● **WHAT YOU HAVE TO DO**
Gather every line from the entries below that includes "screenshot".

(Code that builds pages)
----------------------------------------
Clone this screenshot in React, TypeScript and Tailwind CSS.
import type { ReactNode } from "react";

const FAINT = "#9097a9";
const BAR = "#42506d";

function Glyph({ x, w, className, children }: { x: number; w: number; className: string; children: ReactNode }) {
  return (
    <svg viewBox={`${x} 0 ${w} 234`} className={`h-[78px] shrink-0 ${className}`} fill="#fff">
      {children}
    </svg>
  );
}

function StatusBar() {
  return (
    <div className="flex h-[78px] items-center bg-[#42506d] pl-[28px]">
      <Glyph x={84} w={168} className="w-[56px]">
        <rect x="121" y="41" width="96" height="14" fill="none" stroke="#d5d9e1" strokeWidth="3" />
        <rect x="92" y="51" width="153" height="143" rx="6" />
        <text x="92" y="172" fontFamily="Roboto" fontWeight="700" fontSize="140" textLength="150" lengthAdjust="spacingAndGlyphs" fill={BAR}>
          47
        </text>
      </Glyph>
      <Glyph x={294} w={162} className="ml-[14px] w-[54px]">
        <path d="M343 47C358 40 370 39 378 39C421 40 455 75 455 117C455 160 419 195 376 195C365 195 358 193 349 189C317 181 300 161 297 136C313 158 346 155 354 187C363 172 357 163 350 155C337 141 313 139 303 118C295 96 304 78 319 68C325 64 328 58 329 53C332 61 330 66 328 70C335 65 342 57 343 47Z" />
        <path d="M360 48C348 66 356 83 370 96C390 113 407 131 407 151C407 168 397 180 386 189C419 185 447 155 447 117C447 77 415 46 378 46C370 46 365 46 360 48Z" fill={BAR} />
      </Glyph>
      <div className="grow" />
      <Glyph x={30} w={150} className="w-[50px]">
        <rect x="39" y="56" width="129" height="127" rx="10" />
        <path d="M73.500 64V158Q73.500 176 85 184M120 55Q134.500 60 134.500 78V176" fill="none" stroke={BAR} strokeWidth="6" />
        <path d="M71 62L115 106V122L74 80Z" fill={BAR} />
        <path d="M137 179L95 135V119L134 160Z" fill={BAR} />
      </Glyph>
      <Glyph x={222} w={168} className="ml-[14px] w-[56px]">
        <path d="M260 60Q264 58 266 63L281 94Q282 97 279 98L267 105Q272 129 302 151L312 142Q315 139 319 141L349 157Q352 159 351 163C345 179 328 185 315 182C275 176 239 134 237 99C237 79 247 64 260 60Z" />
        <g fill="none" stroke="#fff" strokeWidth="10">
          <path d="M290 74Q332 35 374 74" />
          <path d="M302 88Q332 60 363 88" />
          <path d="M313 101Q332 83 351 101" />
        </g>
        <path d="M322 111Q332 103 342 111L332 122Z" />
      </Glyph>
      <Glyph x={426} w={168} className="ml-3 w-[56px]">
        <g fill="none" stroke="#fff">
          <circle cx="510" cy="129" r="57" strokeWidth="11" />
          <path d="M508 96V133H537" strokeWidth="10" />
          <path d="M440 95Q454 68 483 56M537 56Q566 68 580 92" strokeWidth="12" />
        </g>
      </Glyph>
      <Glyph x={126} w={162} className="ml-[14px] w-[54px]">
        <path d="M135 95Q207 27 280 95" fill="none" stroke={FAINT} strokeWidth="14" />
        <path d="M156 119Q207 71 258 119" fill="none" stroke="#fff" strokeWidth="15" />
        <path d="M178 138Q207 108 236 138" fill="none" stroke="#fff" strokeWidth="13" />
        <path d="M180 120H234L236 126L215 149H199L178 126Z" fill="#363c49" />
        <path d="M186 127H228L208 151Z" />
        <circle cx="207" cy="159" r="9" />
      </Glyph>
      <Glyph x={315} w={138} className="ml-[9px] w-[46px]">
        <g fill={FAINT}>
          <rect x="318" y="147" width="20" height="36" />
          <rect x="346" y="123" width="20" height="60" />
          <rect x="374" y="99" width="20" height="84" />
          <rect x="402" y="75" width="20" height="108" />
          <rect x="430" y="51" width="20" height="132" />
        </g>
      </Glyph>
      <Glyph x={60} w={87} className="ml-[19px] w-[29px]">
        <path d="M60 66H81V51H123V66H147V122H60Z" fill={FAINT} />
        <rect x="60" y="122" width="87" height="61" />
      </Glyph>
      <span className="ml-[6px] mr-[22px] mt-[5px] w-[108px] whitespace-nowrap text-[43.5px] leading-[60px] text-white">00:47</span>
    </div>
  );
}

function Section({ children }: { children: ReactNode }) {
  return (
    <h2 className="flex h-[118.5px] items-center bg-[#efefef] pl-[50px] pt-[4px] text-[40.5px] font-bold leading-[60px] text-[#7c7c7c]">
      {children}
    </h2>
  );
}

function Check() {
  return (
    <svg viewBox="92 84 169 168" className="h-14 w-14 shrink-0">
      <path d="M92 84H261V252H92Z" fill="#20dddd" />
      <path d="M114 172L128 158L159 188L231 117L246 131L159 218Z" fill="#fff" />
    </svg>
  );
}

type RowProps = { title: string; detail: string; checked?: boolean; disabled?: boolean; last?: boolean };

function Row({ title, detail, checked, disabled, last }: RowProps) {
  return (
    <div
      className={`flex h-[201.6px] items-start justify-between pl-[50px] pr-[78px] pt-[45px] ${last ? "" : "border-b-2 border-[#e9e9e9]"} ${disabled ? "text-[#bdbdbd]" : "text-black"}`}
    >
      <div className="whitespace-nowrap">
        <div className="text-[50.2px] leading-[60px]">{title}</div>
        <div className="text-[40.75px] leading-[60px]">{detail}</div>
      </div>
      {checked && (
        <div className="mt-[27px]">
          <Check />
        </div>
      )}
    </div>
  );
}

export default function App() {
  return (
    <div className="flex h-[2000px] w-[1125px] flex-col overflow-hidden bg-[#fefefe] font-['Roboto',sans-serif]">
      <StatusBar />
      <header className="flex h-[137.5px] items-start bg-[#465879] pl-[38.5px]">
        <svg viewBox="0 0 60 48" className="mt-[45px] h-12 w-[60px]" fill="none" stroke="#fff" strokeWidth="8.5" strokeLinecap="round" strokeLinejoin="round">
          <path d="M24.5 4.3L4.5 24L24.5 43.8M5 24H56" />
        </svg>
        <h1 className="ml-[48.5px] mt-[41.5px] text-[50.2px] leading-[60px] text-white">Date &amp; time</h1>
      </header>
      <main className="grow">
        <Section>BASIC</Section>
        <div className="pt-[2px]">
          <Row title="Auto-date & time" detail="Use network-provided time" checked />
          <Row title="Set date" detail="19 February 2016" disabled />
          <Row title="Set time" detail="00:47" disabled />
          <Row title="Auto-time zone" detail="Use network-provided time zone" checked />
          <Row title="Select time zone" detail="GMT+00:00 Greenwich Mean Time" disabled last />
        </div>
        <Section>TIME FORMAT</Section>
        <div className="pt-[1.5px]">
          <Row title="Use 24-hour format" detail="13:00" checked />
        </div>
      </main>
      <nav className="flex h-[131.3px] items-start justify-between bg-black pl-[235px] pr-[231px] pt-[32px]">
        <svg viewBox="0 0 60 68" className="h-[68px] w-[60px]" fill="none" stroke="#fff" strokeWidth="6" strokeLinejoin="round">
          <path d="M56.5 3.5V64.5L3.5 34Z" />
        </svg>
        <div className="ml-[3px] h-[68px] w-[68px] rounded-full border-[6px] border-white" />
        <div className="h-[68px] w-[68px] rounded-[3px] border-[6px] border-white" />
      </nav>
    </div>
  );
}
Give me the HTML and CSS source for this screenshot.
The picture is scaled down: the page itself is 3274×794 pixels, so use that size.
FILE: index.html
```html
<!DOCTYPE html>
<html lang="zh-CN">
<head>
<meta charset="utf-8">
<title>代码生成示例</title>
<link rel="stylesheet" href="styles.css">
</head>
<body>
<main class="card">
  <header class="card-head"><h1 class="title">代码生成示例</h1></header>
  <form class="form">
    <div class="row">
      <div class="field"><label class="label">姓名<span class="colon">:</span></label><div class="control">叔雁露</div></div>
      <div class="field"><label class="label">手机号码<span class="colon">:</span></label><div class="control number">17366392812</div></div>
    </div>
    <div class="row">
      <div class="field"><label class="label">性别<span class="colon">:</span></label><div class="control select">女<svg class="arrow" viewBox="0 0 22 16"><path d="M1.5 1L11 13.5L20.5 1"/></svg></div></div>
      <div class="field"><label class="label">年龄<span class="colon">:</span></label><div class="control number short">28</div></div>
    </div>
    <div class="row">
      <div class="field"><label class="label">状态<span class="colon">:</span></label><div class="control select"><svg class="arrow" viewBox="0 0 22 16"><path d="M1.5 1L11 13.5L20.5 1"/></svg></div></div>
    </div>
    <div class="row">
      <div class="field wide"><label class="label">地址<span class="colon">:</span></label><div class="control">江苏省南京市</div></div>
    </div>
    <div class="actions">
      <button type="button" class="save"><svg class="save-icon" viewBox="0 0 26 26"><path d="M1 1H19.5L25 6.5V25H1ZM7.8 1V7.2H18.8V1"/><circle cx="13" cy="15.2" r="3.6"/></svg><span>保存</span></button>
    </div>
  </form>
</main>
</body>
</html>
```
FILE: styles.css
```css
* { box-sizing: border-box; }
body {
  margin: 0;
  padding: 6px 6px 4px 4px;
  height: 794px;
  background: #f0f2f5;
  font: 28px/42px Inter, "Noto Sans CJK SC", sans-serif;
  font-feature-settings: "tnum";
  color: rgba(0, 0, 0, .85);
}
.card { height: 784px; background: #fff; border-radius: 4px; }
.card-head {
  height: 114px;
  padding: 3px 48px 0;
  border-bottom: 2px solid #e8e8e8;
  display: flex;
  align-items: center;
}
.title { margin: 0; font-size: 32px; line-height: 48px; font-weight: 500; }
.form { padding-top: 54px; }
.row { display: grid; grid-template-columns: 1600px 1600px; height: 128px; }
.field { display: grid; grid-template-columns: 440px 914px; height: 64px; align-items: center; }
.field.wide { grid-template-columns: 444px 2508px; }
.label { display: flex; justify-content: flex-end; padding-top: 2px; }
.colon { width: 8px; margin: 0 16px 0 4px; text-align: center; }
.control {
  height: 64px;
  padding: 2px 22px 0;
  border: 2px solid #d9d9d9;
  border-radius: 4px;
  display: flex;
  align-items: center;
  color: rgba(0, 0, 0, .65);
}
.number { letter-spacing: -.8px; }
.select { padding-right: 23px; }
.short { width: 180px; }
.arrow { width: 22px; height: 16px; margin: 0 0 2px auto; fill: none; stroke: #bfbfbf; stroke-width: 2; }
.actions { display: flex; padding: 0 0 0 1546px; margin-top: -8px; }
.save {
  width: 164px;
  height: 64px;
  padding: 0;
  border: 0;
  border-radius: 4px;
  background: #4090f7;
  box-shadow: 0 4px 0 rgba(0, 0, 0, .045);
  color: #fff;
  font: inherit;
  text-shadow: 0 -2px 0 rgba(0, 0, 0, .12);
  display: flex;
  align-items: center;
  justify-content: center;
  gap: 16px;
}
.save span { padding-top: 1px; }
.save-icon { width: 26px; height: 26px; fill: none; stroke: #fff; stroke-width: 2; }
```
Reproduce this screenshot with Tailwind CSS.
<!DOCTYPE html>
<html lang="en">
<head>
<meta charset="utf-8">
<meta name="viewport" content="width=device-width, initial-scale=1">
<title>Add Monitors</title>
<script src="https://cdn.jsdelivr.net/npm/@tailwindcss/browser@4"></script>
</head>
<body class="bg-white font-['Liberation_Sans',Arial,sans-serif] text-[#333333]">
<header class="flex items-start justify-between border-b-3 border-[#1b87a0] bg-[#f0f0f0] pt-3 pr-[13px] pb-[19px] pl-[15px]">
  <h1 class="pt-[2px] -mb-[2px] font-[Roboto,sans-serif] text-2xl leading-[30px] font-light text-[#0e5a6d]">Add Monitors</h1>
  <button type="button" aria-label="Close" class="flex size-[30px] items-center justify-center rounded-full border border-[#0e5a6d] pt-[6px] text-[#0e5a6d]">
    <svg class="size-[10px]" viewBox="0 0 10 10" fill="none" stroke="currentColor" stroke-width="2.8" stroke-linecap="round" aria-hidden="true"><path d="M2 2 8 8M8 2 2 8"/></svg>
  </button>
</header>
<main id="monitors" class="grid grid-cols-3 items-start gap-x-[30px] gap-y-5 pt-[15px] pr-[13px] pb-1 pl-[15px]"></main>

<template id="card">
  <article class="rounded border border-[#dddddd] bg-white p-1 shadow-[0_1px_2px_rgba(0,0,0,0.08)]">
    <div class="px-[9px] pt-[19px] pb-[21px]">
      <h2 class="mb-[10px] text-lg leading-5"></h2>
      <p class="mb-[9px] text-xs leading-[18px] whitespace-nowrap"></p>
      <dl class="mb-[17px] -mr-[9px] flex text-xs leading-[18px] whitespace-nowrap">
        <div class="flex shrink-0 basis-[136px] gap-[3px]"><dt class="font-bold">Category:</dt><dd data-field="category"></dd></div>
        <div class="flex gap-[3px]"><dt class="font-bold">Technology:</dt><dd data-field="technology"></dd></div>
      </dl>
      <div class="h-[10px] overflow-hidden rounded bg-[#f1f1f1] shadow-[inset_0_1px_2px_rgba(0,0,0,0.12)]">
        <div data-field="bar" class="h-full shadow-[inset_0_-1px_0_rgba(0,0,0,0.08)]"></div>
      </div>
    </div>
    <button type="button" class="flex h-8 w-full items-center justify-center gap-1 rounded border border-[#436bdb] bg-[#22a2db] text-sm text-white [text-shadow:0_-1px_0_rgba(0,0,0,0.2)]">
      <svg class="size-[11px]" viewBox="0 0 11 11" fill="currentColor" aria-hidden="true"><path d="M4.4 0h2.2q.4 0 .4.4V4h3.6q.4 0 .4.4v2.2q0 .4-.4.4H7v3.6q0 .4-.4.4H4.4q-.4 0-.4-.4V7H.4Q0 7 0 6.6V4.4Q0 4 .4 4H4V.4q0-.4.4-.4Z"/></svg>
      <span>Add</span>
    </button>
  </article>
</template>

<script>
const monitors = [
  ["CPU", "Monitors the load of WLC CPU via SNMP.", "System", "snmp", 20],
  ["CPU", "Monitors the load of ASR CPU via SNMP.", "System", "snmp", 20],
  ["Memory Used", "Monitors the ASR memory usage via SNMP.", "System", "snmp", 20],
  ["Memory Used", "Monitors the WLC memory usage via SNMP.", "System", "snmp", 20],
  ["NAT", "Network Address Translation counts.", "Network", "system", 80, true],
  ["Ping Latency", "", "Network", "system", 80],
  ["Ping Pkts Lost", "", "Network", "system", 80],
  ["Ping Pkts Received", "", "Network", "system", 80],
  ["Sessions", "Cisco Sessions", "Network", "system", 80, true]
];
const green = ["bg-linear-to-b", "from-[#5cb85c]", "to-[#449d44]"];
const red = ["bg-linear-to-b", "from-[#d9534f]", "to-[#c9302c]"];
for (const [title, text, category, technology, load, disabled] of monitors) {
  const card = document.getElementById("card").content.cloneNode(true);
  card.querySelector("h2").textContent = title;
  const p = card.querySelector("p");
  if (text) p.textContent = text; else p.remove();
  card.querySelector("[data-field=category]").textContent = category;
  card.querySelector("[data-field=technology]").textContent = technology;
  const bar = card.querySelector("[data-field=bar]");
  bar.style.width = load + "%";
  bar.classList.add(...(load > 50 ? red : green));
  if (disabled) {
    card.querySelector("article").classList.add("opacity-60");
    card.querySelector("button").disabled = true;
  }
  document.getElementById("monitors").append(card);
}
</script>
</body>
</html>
----------------------------------------
● **WRITTEN SOLUTION**
Clone this screenshot in React, TypeScript and Tailwind CSS.
Give me the HTML and CSS source for this screenshot.
Reproduce this screenshot with Tailwind CSS.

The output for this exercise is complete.